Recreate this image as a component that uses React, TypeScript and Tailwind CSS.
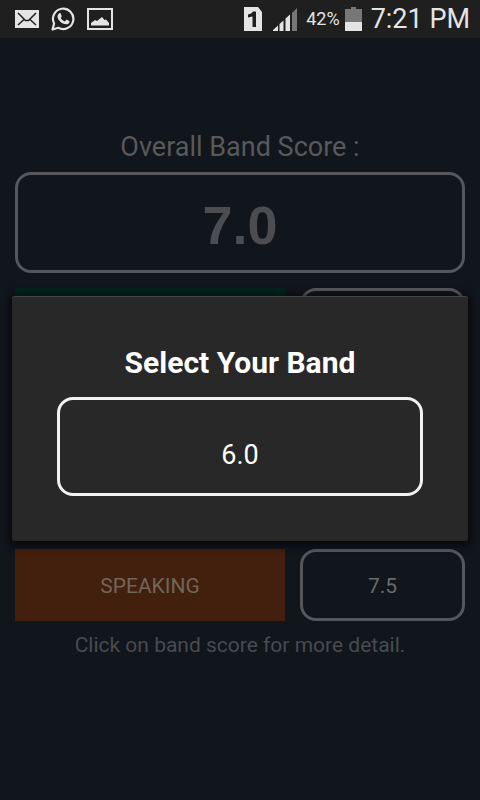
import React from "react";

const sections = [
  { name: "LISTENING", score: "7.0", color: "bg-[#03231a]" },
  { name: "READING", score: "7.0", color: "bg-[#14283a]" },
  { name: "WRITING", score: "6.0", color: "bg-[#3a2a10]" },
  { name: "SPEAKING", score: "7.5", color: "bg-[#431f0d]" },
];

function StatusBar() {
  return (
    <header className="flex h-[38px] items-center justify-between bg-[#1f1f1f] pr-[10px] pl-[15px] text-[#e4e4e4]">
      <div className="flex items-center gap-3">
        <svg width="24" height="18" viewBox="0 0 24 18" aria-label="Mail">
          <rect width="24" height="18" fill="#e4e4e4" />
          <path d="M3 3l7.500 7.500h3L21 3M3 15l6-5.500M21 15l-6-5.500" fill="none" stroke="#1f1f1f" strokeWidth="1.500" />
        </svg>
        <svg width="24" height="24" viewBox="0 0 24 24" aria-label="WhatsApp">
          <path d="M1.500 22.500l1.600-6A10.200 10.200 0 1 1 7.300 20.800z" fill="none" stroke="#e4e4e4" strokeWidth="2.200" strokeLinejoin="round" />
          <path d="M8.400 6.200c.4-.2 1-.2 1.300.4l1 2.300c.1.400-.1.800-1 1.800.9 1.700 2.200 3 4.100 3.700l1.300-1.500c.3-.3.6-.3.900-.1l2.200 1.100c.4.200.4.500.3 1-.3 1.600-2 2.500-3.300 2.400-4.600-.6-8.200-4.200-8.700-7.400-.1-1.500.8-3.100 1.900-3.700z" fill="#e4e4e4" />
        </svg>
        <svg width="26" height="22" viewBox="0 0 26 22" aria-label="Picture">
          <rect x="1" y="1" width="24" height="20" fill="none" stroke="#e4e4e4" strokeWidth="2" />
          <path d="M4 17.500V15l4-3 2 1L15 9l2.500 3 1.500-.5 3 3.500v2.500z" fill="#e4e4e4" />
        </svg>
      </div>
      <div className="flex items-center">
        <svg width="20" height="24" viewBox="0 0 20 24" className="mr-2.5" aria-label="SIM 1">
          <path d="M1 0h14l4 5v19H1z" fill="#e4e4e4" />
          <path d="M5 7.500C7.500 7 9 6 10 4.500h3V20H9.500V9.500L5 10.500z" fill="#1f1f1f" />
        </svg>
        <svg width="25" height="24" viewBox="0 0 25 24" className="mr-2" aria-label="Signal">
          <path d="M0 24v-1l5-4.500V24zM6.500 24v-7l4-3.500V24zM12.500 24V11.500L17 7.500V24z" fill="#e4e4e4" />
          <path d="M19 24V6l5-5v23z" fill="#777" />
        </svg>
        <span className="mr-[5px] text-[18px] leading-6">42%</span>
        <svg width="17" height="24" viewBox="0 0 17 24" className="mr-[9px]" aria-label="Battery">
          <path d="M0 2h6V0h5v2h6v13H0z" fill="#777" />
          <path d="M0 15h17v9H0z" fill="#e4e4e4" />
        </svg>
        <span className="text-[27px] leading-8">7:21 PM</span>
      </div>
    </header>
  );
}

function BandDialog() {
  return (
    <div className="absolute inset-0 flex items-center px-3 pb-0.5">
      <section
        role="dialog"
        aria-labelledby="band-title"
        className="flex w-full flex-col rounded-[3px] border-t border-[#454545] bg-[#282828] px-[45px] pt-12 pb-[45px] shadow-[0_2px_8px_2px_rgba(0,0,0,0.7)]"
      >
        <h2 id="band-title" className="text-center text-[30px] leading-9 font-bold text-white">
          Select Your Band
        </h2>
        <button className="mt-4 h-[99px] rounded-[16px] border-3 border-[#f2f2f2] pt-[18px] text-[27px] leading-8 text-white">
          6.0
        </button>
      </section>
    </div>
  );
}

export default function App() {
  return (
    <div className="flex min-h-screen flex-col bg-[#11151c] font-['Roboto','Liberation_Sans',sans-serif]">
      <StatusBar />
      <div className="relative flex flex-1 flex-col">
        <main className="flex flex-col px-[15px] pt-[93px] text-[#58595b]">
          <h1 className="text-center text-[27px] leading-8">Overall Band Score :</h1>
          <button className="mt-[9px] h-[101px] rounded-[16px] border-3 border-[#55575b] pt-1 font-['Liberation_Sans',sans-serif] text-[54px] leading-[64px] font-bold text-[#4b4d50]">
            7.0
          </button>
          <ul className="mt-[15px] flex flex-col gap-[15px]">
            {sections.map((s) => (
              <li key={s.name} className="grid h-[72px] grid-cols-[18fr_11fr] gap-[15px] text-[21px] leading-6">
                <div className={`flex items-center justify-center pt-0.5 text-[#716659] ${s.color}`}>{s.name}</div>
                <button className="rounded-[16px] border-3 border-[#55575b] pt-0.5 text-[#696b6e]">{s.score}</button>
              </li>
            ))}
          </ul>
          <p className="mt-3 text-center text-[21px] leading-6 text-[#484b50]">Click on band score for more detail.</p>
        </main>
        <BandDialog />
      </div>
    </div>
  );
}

┄┄┄┄┄┄

Report only how many lines of the listing hold the word "React".

Worked solution: 2